Write an enticing statement meant to stimulate engagement: “Guess where I’m flying to tonight?”
A red notification in my Instagram inbox appeared, telling me that someone had DM’d me.
With a smug grin, I clicked on my inbox wondering who got baited into responding because, let’s face it, if you’re posting a selfie, you definitely want the guy you’ve been crushing on to see it.
It was ... D?
I was surprised he’d messaged me because he is usually quite shy and has never once responded to my Instagram stories. He also recently moved to New York to pursue a career in computer coding. It was 8:30 p.m. L.A. time and 11:30 p.m. in New York, which meant he was probably just getting his night started.
D: Where you headed?
I told him I was flying up to San Francisco for the weekend. I asked him how he was liking New York City. Adjusting, he said.
More chatting ensued. Just as the flight attendant was making her announcement to turn off electronic devices or put them in airplane mode, D dropped a surprise.
(By the way, I was pretty sure D was fully inebriated at this point. Surprisingly, he did not have any typos, but based on the rapid-fire back-and-forth conversation we were having, my Spidey senses were telling me he’d had a lot of liquid courage to muster up the bravery to talk so freely to me.)
Finally, with only seconds to spare as I tell him I have to turn off my phone so the pilot can fly this plane, he said ...
D: Ok, I’m drunk. I think at this point I can admit ...
D: You’re very cute and attractive
D: Such a catch!
I was shooketh.
This was coming outta ... where? I never would have thought in a million years that D even liked me, let alone thought he was interested in me. Why, you ask? In the last three years I’ve known him he ...
... had never initiated conversation with me.
He never said hi to me first.
He was also six years younger.
I didn’t know what to reply.
But then it dawned on me. During all our interactions, he did seem a bit nervous. Being the gregarious one, I always tried to make conversation with him, asking how his day was, how he liked living in L.A., how work was and so on. He always gave me curt answers that didn’t leave much room for a follow-up.

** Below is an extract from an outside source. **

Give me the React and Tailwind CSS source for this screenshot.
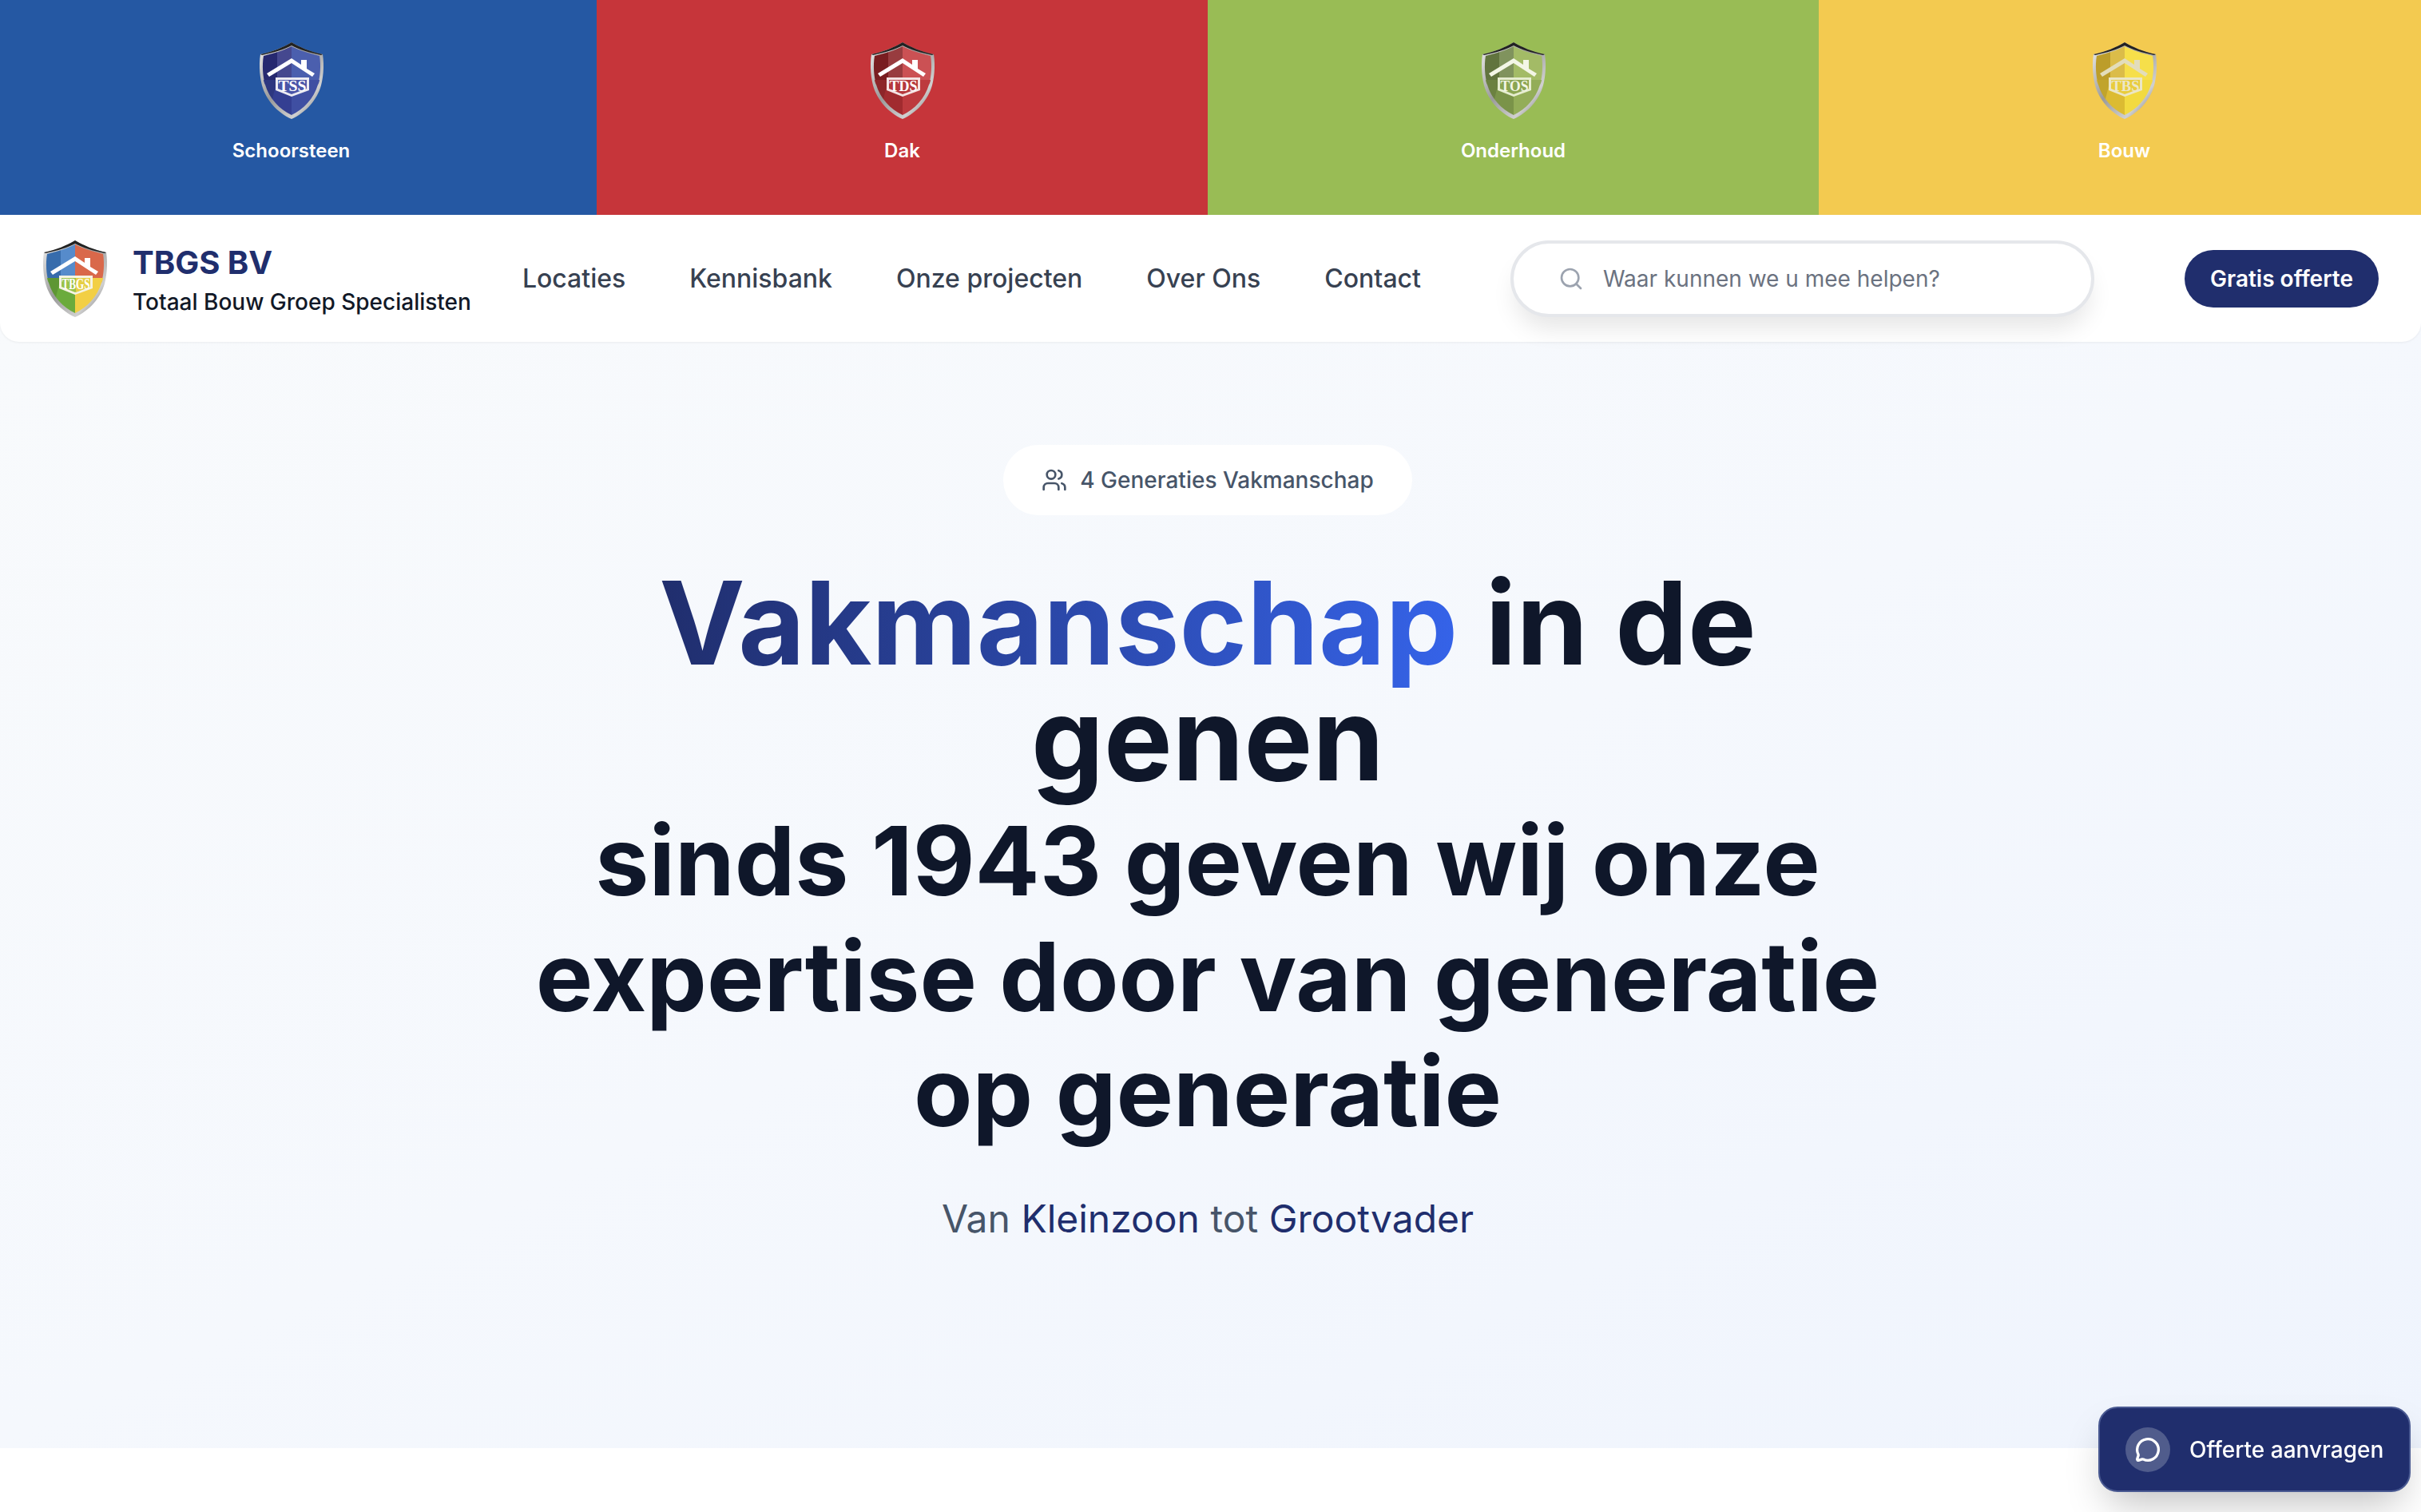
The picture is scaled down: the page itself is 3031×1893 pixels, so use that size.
import React from 'react';
import { Search, Users, MessageCircle } from 'lucide-react';

const inter = { fontFamily: 'Inter, sans-serif' };

const categories = [
  { name: 'Schoorsteen', bg: 'bg-[#2558a3]', box: 'w-[747px] pr-[18px]', letters: 'TSS', a: '#2c2f80', b: '#4b5fae', c: '#3f4fa2', d: '#343f92', panel: '#4a55a8', e: '#ffffff', f: '#ecebf2', t: '#ffffff' },
  { name: 'Dak', bg: 'bg-[#c6353a]', box: 'w-[765px]', letters: 'TDS', a: '#8a2225', b: '#cb5154', c: '#bd3a3e', d: '#a12b2f', panel: '#b5383c', e: '#ffffff', f: '#f4e3e3', t: '#ffffff' },
  { name: 'Onderhoud', bg: 'bg-[#99bc55]', box: 'w-[765px]', letters: 'TOS', a: '#6f8447', b: '#a3bb66', c: '#93ad58', d: '#7a9349', panel: '#8ba552', e: '#f3f6e6', f: '#e6edd0', t: '#f3f6e6' },
  { name: 'Bouw', bg: 'bg-[#f3ca50]', box: 'flex-1 pl-[11px]', letters: 'TBS', a: '#d6b330', b: '#f6df4a', c: '#f2da40', d: '#dcbb32', panel: '#e9cc3c', e: '#e3ddbb', f: '#ebe6c6', t: '#ece7c8' },
];

// shield logo, one variant per trade plus the full colour one in the header
const Shield = ({ a, b, c, d, panel, panelRight, e, f, t, letters, id }) => (
  <svg width="80" height="96" viewBox="0 0 80 96">
    <defs>
      <linearGradient id={id} x1="0" y1="0" x2="1" y2="1">
        <stop offset="0" stopColor="#f0f0f0" />
        <stop offset="0.45" stopColor="#9a9a9a" />
        <stop offset="0.75" stopColor="#d0d0d0" />
        <stop offset="1" stopColor="#555555" />
      </linearGradient>
    </defs>
    <path d="M40 0C30 6 16 12 1 15C-1 28 0 42 3 54C8 72 22 88 40 96C58 88 72 72 77 54C80 42 81 28 79 15C64 12 50 6 40 0Z" fill={`url(#${id})`} />
    <path d="M40 0C30 6 16 12 1 15L3 16C17 13 31 9 40 4C49 9 63 13 77 16L79 15C64 12 50 6 40 0Z" fill="#222222" />
    <path d="M40 5C31 10 17 14 5 17C3 29 4 42 7 53L40 53Z" fill={a} />
    <path d="M40 5C49 10 63 14 75 17C77 29 76 42 73 53L40 53Z" fill={b} />
    <path d="M40 47H75C75 49 74 51 73 53C68 70 55 84 40 91Z" fill={c} />
    <path d="M40 47H5C5 49 6 51 7 53C12 70 25 84 40 91Z" fill={d} />
    <path d="M17 14C13 15 9 16 5 17C3 29 4 42 7 53C9 60 12 66 16 71L22 47V12Z" fill="#000000" opacity="0.12" />
    <path d="M22 12C27 10 35 8 40 5V47H22Z" fill="#ffffff" opacity="0.12" />
    <path d="M9 39L40 20L52 28V22H59V33L69 39L66 43L40 26L12 43Z" fill={e} />
    <path d="M20 44H62V60L40 68L20 60Z" fill={f} />
    <path d="M23 47H59V58L40 65L23 58Z" fill={panel} />
    {panelRight && <path d="M41 47H59V58L41 65Z" fill={panelRight} />}
    <text x="41" y="61" textAnchor="middle" fontSize="19" fontWeight="700" fill={t} textLength="35" lengthAdjust="spacingAndGlyphs" fontFamily="Liberation Serif, serif">{letters}</text>
  </svg>
);

const navItems = ['Locaties', 'Kennisbank', 'Onze projecten', 'Over Ons', 'Contact'];

export default function App() {
  return (
    <div className="min-h-[1893px] bg-white" style={inter}>
      {/* Category strip */}
      <div className="flex h-[269px]">
        {categories.map((cat) => (
          <div key={cat.name} className={`${cat.bg} ${cat.box} flex flex-col items-center pt-[53px]`}>
            <Shield id={cat.letters} {...cat} />
            <span className="mt-[24px] text-[24px] leading-[32px] font-semibold text-white">{cat.name}</span>
          </div>
        ))}
      </div>

      {/* Header */}
      <header className="relative z-10 flex h-[159px] items-center rounded-b-[24px] bg-white pr-[53px] pl-[54px] shadow-[0_1px_3px_rgba(0,0,0,0.06)]">
        <Shield
          id="main"
          letters="TBGS"
          a="#3f7cc4"
          b="#d9684a"
          c="#f2cf45"
          d="#6bab3c"
          panel="#9cc24a"
          panelRight="#e6cf45"
          e="#ffffff"
          f="#f6f3e2"
          t="#ffffff"
        />
        <div className="mt-[8px] ml-[32px] flex flex-col">
          <span className="text-[40px] leading-[44px] font-bold text-[#202e6d]">TBGS BV</span>
          <span className="mt-[7px] text-[28px] leading-[40px] font-medium text-[#111827]">Totaal Bouw Groep Specialisten</span>
        </div>
        <nav className="ml-[64px] flex items-center gap-[80px]">
          {navItems.map((item) => (
            <a key={item} className="text-[32px] leading-[40px] font-medium text-[#374151]">{item}</a>
          ))}
        </nav>
        <div className="ml-[112px] flex h-[96px] w-[731px] items-center rounded-full border-4 border-[#e5e7eb] bg-white pl-[56px] shadow-[0_20px_30px_-6px_rgba(0,0,0,0.1)]">
          <Search size={32} strokeWidth={2} className="text-[#9ca3af]" />
          <span className="ml-[24px] text-[28px] text-[#6b7280]">Waar kunnen we u mee helpen?</span>
        </div>
        <button className="ml-auto flex h-[72px] w-[243px] items-center justify-center rounded-full bg-[#202e6d] text-[28px] font-semibold text-white">
          Gratis offerte
        </button>
      </header>

      {/* Hero */}
      <section className="-mt-[24px] flex h-[1409px] flex-col items-center bg-gradient-to-br from-[#f8fafc] via-[#f5f8fd] to-[#eff4fd] pt-[153px] pr-[7px]">
        <div className="flex h-[88px] w-[512px] items-center justify-center gap-[16px] rounded-full bg-white text-[#475569]">
          <Users size={32} strokeWidth={2} />
          <span className="text-[28px] font-medium">4 Generaties Vakmanschap</span>
        </div>
        <h1 className="mt-[72px] w-[1800px] text-center text-[120px] leading-[144.5px] font-bold text-[#0f172a]">
          <span className="text-[144px] leading-[120px]">
            <span className="bg-gradient-to-r from-[#202e6d] to-[#3563e9] bg-clip-text text-transparent">Vakmanschap</span> in de<br />
            genen
          </span><br />
          sinds 1943 geven wij onze<br />
          expertise door van generatie<br />
          op generatie
        </h1>
        <p className="mt-[58px] text-[48px] leading-[56px] text-[#475569]">
          Van <span className="text-[#202e6d]">Kleinzoon</span> tot <span className="text-[#202e6d]">Grootvader</span>
        </p>
      </section>

      {/* Floating quote button */}
      <button className="fixed right-[13px] bottom-[25px] z-20 flex h-[107px] w-[391px] items-center rounded-[24px] border-2 border-[#4a5a92] bg-[#202e6d] pl-[32px] shadow-[0_25px_50px_-12px_rgba(0,0,0,0.25)]">
        <span className="flex h-[56px] w-[56px] items-center justify-center rounded-full bg-[#505c8c] text-white">
          <MessageCircle size={32} strokeWidth={2.5} />
        </span>
        <span className="ml-[24px] text-[28px] font-medium text-white">Offerte aanvragen</span>
      </button>
    </div>
  );
}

So I naturally assumed he didn’t really fancy me, even as a friend. He was also an engineer. (Sorry to say, but in my experience, engineers aren’t typically known for being the most socially savvy people alive.)
It all made sense, like when Neo finally understood the Matrix. The 1s and 0s were all aligning.
He was like one of those high school nerds who was too shy to ever act on his feelings, so when the girl he liked was close, he’d clam up and act weird because he didn’t know what else to do when his crush was within arm’s length.
I had a big fat smile on my face as the flight attendant came to my row and gave me my final warning.
I responded to D with a smiley-face emoji, shut down my cell and sat back, that smile still on my face.
The author is a full-time attorney and an Instagram makeup artist on the side: @VictoriaShinBeauty
Straight, gay, bisexual, transgender or nonbinary: L.A. Affairs chronicles the search for love in and around Los Angeles — and we want to hear your story. You must allow your name to be published, and the story you tell has to be true. We pay $300 for each essay we publish. Email us at LAAffairs@latimes.com. You can find submission guidelines here.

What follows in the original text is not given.